What would aliens look like? More similar to us than people realise, scientists suggest

Predicting what aliens would look like is hard because we've only got one example to go by

Andrew Griffin
Wednesday 01 November 2017 10:53 GMT
Meagan Shrewsbury and Kim Galyen dress as aliens during the solar eclipse
Meagan Shrewsbury and Kim Galyen dress as aliens during the solar eclipse

Scientists might finally have worked out what aliens would look like. And it seems they would be shockingly familiar.

Alien life tends to be imagined as strange powerful monsters: either grey humanoids or insect-like killing machines. But they might actually look a lot more like us than we realised, according to pioneering new work by scientists looking to understand what extraterrestrials would actually look like.

The problem with imagining life on other worlds is that unfortunately we've only got one example to go by – our own. So we tend to imagine something that either looks like us or looks like something else on Earth, but there's no guarantee that would be accurate.

Instead, the new study applies evolutionary theory to understand what alien life might look like. And it finds that it would be subject to the same processes and mechanisms that helped bring us about – leading to the conclusion they might actually look a lot like us, too.

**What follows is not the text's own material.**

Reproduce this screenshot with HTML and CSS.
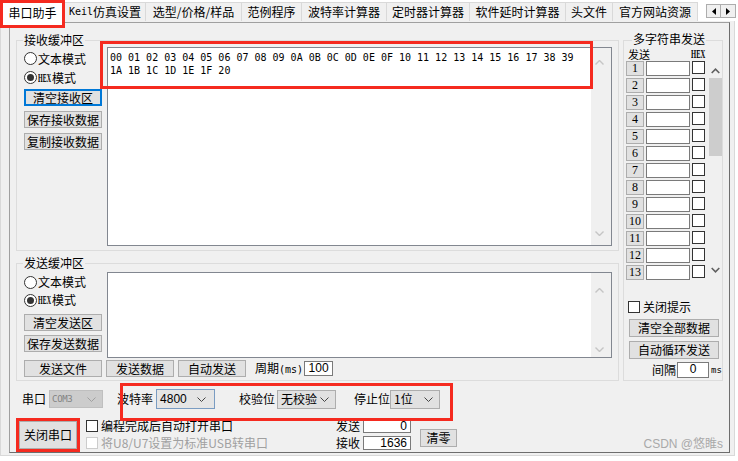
FILE: index.html
```html
<!DOCTYPE html>
<html lang="zh-CN">
<head>
<meta charset="utf-8">
<title>串口助手</title>
<link rel="stylesheet" href="styles.css">
</head>
<body>
<div class="win">
  <div class="tabs">
    <div class="tab sel t1">串口助手</div>
    <div class="tab t2"><span class="keil">Keil</span>仿真设置</div>
    <div class="tab t3">选型/价格/样品</div>
    <div class="tab t4">范例程序</div>
    <div class="tab t5">波特率计算器</div>
    <div class="tab t6">定时器计算器</div>
    <div class="tab t7">软件延时计算器</div>
    <div class="tab t8">头文件</div>
    <div class="tab t9">官方网站资源</div>
    <div class="tabnav">
      <span class="navbtn"><svg width="4" height="7" viewBox="0 0 4 7"><path d="M4 0v7L0 3.5z" fill="#000"/></svg></span>
      <span class="navbtn"><svg width="4" height="7" viewBox="0 0 4 7"><path d="M0 0v7l4-3.5z" fill="#000"/></svg></span>
    </div>
  </div>
  <div class="page">
    <div class="frame">
      <div class="top">
        <div class="leftcol">
          <div class="group recv">
            <span class="gtitle">接收缓冲区</span>
            <div class="ctrls">
              <div class="radio"><span class="rb"></span>文本模式</div>
              <div class="radio"><span class="rb on"></span><span class="hx">HEX</span>模式</div>
              <div class="btn focus b1">清空接收区</div>
              <div class="btn b2">保存接收数据</div>
              <div class="btn b2">复制接收数据</div>
            </div>
            <div class="memo recvmemo">
              <div class="memotext">00 01 02 03 04 05 06 07 08 09 0A 0B 0C 0D 0E 0F 10 11 12 13 14 15 16 17 38 39<br>1A 1B 1C 1D 1E 1F 20</div>
              <div class="vs">
                <svg width="9" height="5" viewBox="0 0 9 5"><path d="M.5 4.5l4-4 4 4" stroke="#c5c5c5" stroke-width="1.4" fill="none"/></svg>
                <svg width="9" height="5" viewBox="0 0 9 5"><path d="M.5.5l4 4 4-4" stroke="#c5c5c5" stroke-width="1.4" fill="none"/></svg>
              </div>
              <div class="mark markhex"></div>
            </div>
          </div>
          <div class="group send">
            <span class="gtitle">发送缓冲区</span>
            <div class="srow">
              <div class="ctrls sctrls">
                <div class="radio sr"><span class="rb"></span>文本模式</div>
                <div class="radio sr"><span class="rb on"></span><span class="hx">HEX</span>模式</div>
                <div class="btn b3">清空发送区</div>
                <div class="btn b4">保存发送数据</div>
              </div>
              <div class="memo sendmemo">
                <div class="memotext"></div>
                <div class="vs vs2">
                  <svg width="9" height="5" viewBox="0 0 9 5"><path d="M.5 4.5l4-4 4 4" stroke="#c5c5c5" stroke-width="1.4" fill="none"/></svg>
                  <svg width="9" height="5" viewBox="0 0 9 5"><path d="M.5.5l4 4 4-4" stroke="#c5c5c5" stroke-width="1.4" fill="none"/></svg>
                </div>
              </div>
            </div>
            <div class="sbar">
              <div class="btn w78">发送文件</div>
              <div class="btn w68 ml4">发送数据</div>
              <div class="btn w68 ml4">自动发送</div>
              <span class="period">周期<span class="mono">(ms)</span></span>
              <div class="edit e100">100</div>
            </div>
          </div>
        </div>
        <div class="group multi">
          <span class="gtitle mtitle">多字符串发送</span>
          <div class="mhead"><span>发送</span><span class="hx hx2">HEX</span></div>
          <div class="mlist">
            <div class="mrows">
              <div class="mrow"><span class="nbtn">1</span><span class="medit"></span><span class="cb"></span></div>
              <div class="mrow"><span class="nbtn">2</span><span class="medit"></span><span class="cb"></span></div>
              <div class="mrow"><span class="nbtn">3</span><span class="medit"></span><span class="cb"></span></div>
              <div class="mrow"><span class="nbtn">4</span><span class="medit"></span><span class="cb"></span></div>
              <div class="mrow"><span class="nbtn">5</span><span class="medit"></span><span class="cb"></span></div>
              <div class="mrow"><span class="nbtn">6</span><span class="medit"></span><span class="cb"></span></div>
              <div class="mrow"><span class="nbtn">7</span><span class="medit"></span><span class="cb"></span></div>
              <div class="mrow"><span class="nbtn">8</span><span class="medit"></span><span class="cb"></span></div>
              <div class="mrow"><span class="nbtn">9</span><span class="medit"></span><span class="cb"></span></div>
              <div class="mrow"><span class="nbtn">10</span><span class="medit"></span><span class="cb"></span></div>
              <div class="mrow"><span class="nbtn">11</span><span class="medit"></span><span class="cb"></span></div>
              <div class="mrow"><span class="nbtn">12</span><span class="medit"></span><span class="cb"></span></div>
              <div class="mrow"><span class="nbtn">13</span><span class="medit"></span><span class="cb"></span></div>
            </div>
            <div class="mscroll">
              <svg width="9" height="6" viewBox="0 0 9 6"><path d="M.7 5l3.8-3.8L8.3 5" stroke="#606060" stroke-width="1.6" fill="none"/></svg>
              <div class="thumb"></div>
              <div class="fill"></div>
              <svg width="9" height="6" viewBox="0 0 9 6"><path d="M.7 1l3.8 3.8L8.3 1" stroke="#606060" stroke-width="1.6" fill="none"/></svg>
            </div>
          </div>
          <div class="chk tipchk"><span class="cb"></span>关闭提示</div>
          <div class="btn mbtn m1">清空全部数据</div>
          <div class="btn mbtn m2">自动循环发送</div>
          <div class="gaprow"><span class="lbl">间隔</span><div class="edit e0">0</div><span class="mono ms">ms</span></div>
        </div>
      </div>
      <div class="bottom">
        <div class="brow1">
          <span class="lbl com">串口</span>
          <div class="combo dis cw54"><span class="c3">COM3</span><svg width="9" height="5" viewBox="0 0 9 5"><path d="M.5.5l4 4 4-4" stroke="#a0a0a0" fill="none"/></svg></div>
          <div class="serial">
            <span class="lbl">波特率</span>
            <div class="combo hot cw59"><span>4800</span><svg width="9" height="5" viewBox="0 0 9 5"><path d="M.5.5l4 4 4-4" stroke="#444" fill="none"/></svg></div>
            <span class="lbl ml24">校验位</span>
            <div class="combo cw59 ml2"><span class="cjk">无校验</span><svg width="9" height="5" viewBox="0 0 9 5"><path d="M.5.5l4 4 4-4" stroke="#444" fill="none"/></svg></div>
            <span class="lbl ml18">停止位</span>
            <div class="combo cw50"><span class="cjk">1位</span><svg width="9" height="5" viewBox="0 0 9 5"><path d="M.5.5l4 4 4-4" stroke="#444" fill="none"/></svg></div>
          </div>
        </div>
        <div class="brow2">
          <div class="closewrap"><div class="btn closebtn">关闭串口</div></div>
          <div class="chkcol">
            <div class="chk"><span class="cb"></span>编程完成后自动打开串口</div>
            <div class="chk off"><span class="cb"></span>将U8/U7设置为标准USB转串口</div>
          </div>
          <div class="stats">
            <div class="srow2"><span class="lbl">发送</span><div class="edit cnt">0</div></div>
            <div class="srow2"><span class="lbl">接收</span><div class="edit cnt">1636</div></div>
          </div>
          <div class="btn clr">清零</div>
        </div>
      </div>
      <div class="wm">CSDN @悠睢s</div>
    </div>
  </div>
</div>
</body>
</html>
```
FILE: styles.css
```css
*{box-sizing:border-box;margin:0;padding:0}
html,body{background:#fff}
body{font-family:"Noto Sans CJK SC","Noto Sans",sans-serif;font-size:12px;line-height:14px;color:#000}
.win{width:738px;height:461px;overflow:hidden}

.tabs{display:flex;height:21px;position:relative;z-index:3}
.tab{flex:none;height:19px;margin-top:2px;background:#f0f0f0;border:1px solid #d9d9d9;border-left:none;border-bottom:none;display:flex;align-items:center;justify-content:center;white-space:nowrap}
.tab.sel{height:28px;margin-top:0;border:3px solid #f52a1f;background:#fff;align-items:flex-start;padding-top:3px}
.t1{width:65px}.t2{width:81px}.t3{width:96px}.t4{width:60px}.t5{width:85px}.t6{width:83px}.t7{width:96px}.t8{width:47px}.t9{width:85px}
.keil{font-family:"DejaVu Sans Mono",monospace;font-size:10px}
.tabnav{display:flex;margin:4px 0 0 8px;height:14px}
.navbtn{width:15px;height:14px;border:1px solid #adadad;background:#f0f0f0;display:flex;align-items:center;justify-content:center}
.navbtn+.navbtn{border-left:none}

.page{position:relative;z-index:1;width:735px;height:435px;background:#f0f0f0;border:1px solid #d9d9d9;border-top:none;padding:1px 0 0 8px}
.frame{position:relative;width:721px;height:431px;border:1px solid #a0a0a0;border-right-color:#6d6d6d;border-bottom-color:#6d6d6d;padding:17px 0 0 6px}

.top{display:flex;height:341px}
.leftcol{width:603px;display:flex;flex-direction:column;gap:12px;flex:none}
.group{position:relative;border:1px solid #dcdcdc}
.gtitle{position:absolute;top:-8px;left:6px;padding:0 1px;background:#f0f0f0;line-height:14px;white-space:nowrap}

.recv{height:211px;display:flex;padding:6px 6px 4px 7px}
.ctrls{width:83px;flex:none;padding-top:2px}
.radio{display:flex;align-items:center;height:19px;white-space:nowrap}
.rb{width:13px;height:13px;border:1px solid #333;border-radius:50%;background:#fff;margin-right:1px;position:relative;flex:none}
.rb.on::after{content:"";position:absolute;left:2px;top:2px;width:7px;height:7px;border-radius:50%;background:#333}
.hx{display:inline-block;width:14px;font-family:"Liberation Serif",serif;font-weight:bold;font-size:12px;line-height:14px;transform:scaleX(.5);transform-origin:left center;white-space:nowrap;flex:none}

.btn{height:17px;border:1px solid #adadad;background:#e1e1e1;display:flex;align-items:center;justify-content:center;white-space:nowrap;flex:none}
.ctrls .btn{width:78px}
.b1{margin-top:2px;border:2px solid #0078d7}
.b2{margin-top:5px}
.b3{margin-top:5px}
.b4{margin-top:4px}

.memo{position:relative;border:1px solid #828790;background:#fff;display:flex;flex:none}
.recvmemo{width:505px;height:199px}
.memotext{flex:1;padding:3px 0 0 2px;font-family:"DejaVu Sans Mono",monospace;font-size:10px;line-height:13px;white-space:nowrap}
.vs{width:20px;background:#f0f0f0;display:flex;flex-direction:column;justify-content:space-between;align-items:center;padding:12px 3px 9px 0}
.mark{position:absolute;border:3px solid #f52a1f;pointer-events:none}
.markhex{left:-8px;top:-7px;width:493px;height:48px}

.send{height:118px;display:flex;flex-direction:column;padding:8px 6px 2px 7px}
.srow{display:flex;height:86px}
.sctrls{padding-top:1px}
.radio.sr{height:18px}
.sendmemo{width:505px;height:86px}
.vs2{padding:15px 3px 5px 0}
.sbar{display:flex;align-items:center;margin-top:2px;height:17px}
.w78{width:78px}.w68{width:68px}.ml4{margin-left:4px}
.period{margin-left:9px;white-space:nowrap}
.mono{font-family:"DejaVu Sans Mono",monospace;font-size:10px}
.edit{background:#fff;border:1px solid #7a7a7a;font-family:"Liberation Sans",sans-serif;font-size:12px;line-height:13px;flex:none}
.e100{width:29px;height:15px;margin-left:1px;text-align:center}

.multi{width:100px;height:341px;margin-left:4px;flex:none;padding:6px 0 0 0}
.mtitle{left:8px;line-height:13px;top:-9px}
.mhead{display:flex;justify-content:space-between;align-items:center;height:13px;padding:0 15px 0 4px;line-height:12px;font-size:11px}
.hx2{width:16px;line-height:12px;font-size:12px;transform:scaleX(.55)}
.mlist{display:flex;padding-left:2px;margin-top:1px}
.mrows{display:flex;flex-direction:column;gap:2px}
.mrow{display:flex;height:15px;gap:2px;align-items:flex-start}
.nbtn{width:18px;height:15px;border:1px solid #adadad;background:#e1e1e1;font-family:"Liberation Serif",serif;font-size:12px;line-height:13px;text-align:center}
.medit{width:44px;height:15px;border:1px solid #7a7a7a;background:#fff}
.cb{width:13px;height:13px;border:1px solid #333;background:#fff;flex:none}
.mscroll{width:14px;height:219px;margin-left:3px;display:flex;flex-direction:column;align-items:center;padding-top:7px}
.thumb{width:13px;height:78px;background:#cdcdcd;margin-top:4px}
.fill{flex:1}
.mscroll svg:last-child{margin-bottom:7px}
.chk{display:flex;align-items:center;gap:3px;white-space:nowrap}
.tipchk{margin:20px 0 0 4px;height:13px}
.tipchk .cb{width:12px;height:12px}
.mbtn{width:90px;height:18px;margin-left:5px}
.m1{margin-top:6px}
.m2{margin-top:4px}
.gaprow{display:flex;align-items:center;margin:3px 0 0 28px;height:16px;white-space:nowrap}
.e0{width:32px;height:16px;margin-left:1px;text-align:center}
.ms{font-size:9px;margin-left:2px;flex:none}

.bottom{display:flex;flex-direction:column}
.brow1{display:flex;align-items:center;height:32px;margin-top:2px}
.lbl{white-space:nowrap;flex:none}
.com{margin-left:6px}
.combo{display:flex;align-items:center;justify-content:space-between;height:19px;border:1px solid #adadad;background:#e1e1e1;padding:0 6px 0 3px;font-family:"Liberation Sans",sans-serif;font-size:12px;line-height:14px;flex:none;white-space:nowrap}
.combo span{flex:none}
.combo .cjk{font-family:"Noto Sans CJK SC",sans-serif}
.combo svg{flex:none}
.combo.dis{background:#cccccc;border-color:#bfbfbf;color:#838383;margin-left:3px;height:18px;padding-left:2px}
.c3{font-family:"DejaVu Sans Mono",monospace;font-size:9px;letter-spacing:-.3px}
.combo.hot{border-color:#7a9cc2;background:#e5e5e5;margin-left:3px;height:20px;padding-right:8px}
.cw54{width:54px}.cw59{width:59px}.cw50{width:50px}
.ml24{margin-left:24px}.ml2{margin-left:2px}.ml18{margin-left:18px}
.serial{position:relative;display:flex;align-items:center;margin-left:14px;height:32px}
.serial::after{content:"";position:absolute;left:3px;top:0;width:327px;height:32px;border:3px solid #f52a1f}

.brow2{display:flex;margin-top:2px}
.closewrap{width:64px;height:34px;border:3px solid #f52a1f;margin-top:1px}
.closebtn{width:58px;height:28px}
.chkcol{width:250px;margin-left:6px;display:flex;flex-direction:column}
.chkcol .chk{height:17px}
.chkcol .cb{width:12px;height:12px}
.chk.off{color:#a0a0a0}
.chk.off .cb{border-color:#cccccc}
.stats{display:flex;flex-direction:column}
.srow2{display:flex;align-items:center;height:17px;gap:3px}
.cnt{width:48px;height:14px;text-align:right;padding-right:3px}
.clr{width:37px;height:18px;margin:12px 0 0 9px}

.wm{position:absolute;right:6px;bottom:1px;color:#a9a9a9;font-family:"Liberation Sans","Noto Sans CJK SC",sans-serif;font-size:12px;line-height:14px}
```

"A fundamental task for astrobiologists (those who study life in the cosmos) is thinking about what extraterrestrial life might be like," says Sam Levin, a researcher in Oxford’s department of zoology. "But making predictions about aliens is hard.

"We only have one example of life – life on Earth – to extrapolate from. Past approaches in the field of astrobiology have been largely mechanistic, taking what we see on Earth, and what we know about chemistry, geology, and physics to make predictions about aliens."

That's one reason why scientists are so excited about the possibility of finding life on other planets, for instance – like the suggestion that there is alien life in our own solar system on Saturn's moon Enceladus. Looking at another form of life would signal a profound way of understanding the very possibilities of how living things arise, and what life itself means.

"In our paper, we offer an alternative approach, which is to use evolutionary theory to make predictions that are independent of Earth's details," Levin says. "This is a useful approach, because theoretical predictions will apply to aliens that are silicon based, do not have DNA, and breathe nitrogen, for example."

By presuming that aliens are subject to the same kind of natural selection, the scientists can come to other conclusions. On Earth, complex species have arisen as a result of what are called major transitions – extreme events that force separate organisms to evolve into a higher, more complex organism.

The researchers note that they can't say exactly what alien life might look like – whether they have grey or green skin, big eyes or any other common look for alien life. But it does let them conclude that they could look potentially more like us than had been expected.

"Like humans, we predict that they are made-up of a hierarchy of entities, which all cooperate to produce an alien," says Levin. "At each level of the organism there will be mechanisms in place to eliminate conflict, maintain cooperation, and keep the organism functioning. We can even offer some examples of what these mechanisms will be."

Of course, we don't know whether there are even other forms of alien life out there in the universe – whether it ever existed, existed and then wiped itself out, or is ready and waiting somewhere nearby for us to find it.

"‘There are potentially hundreds of thousands of habitable planets in our galaxy alone," says Levin. "We can't say whether or not we're alone on Earth, but we have taken a small step forward in answering, if we're not alone, what our neighbours are like."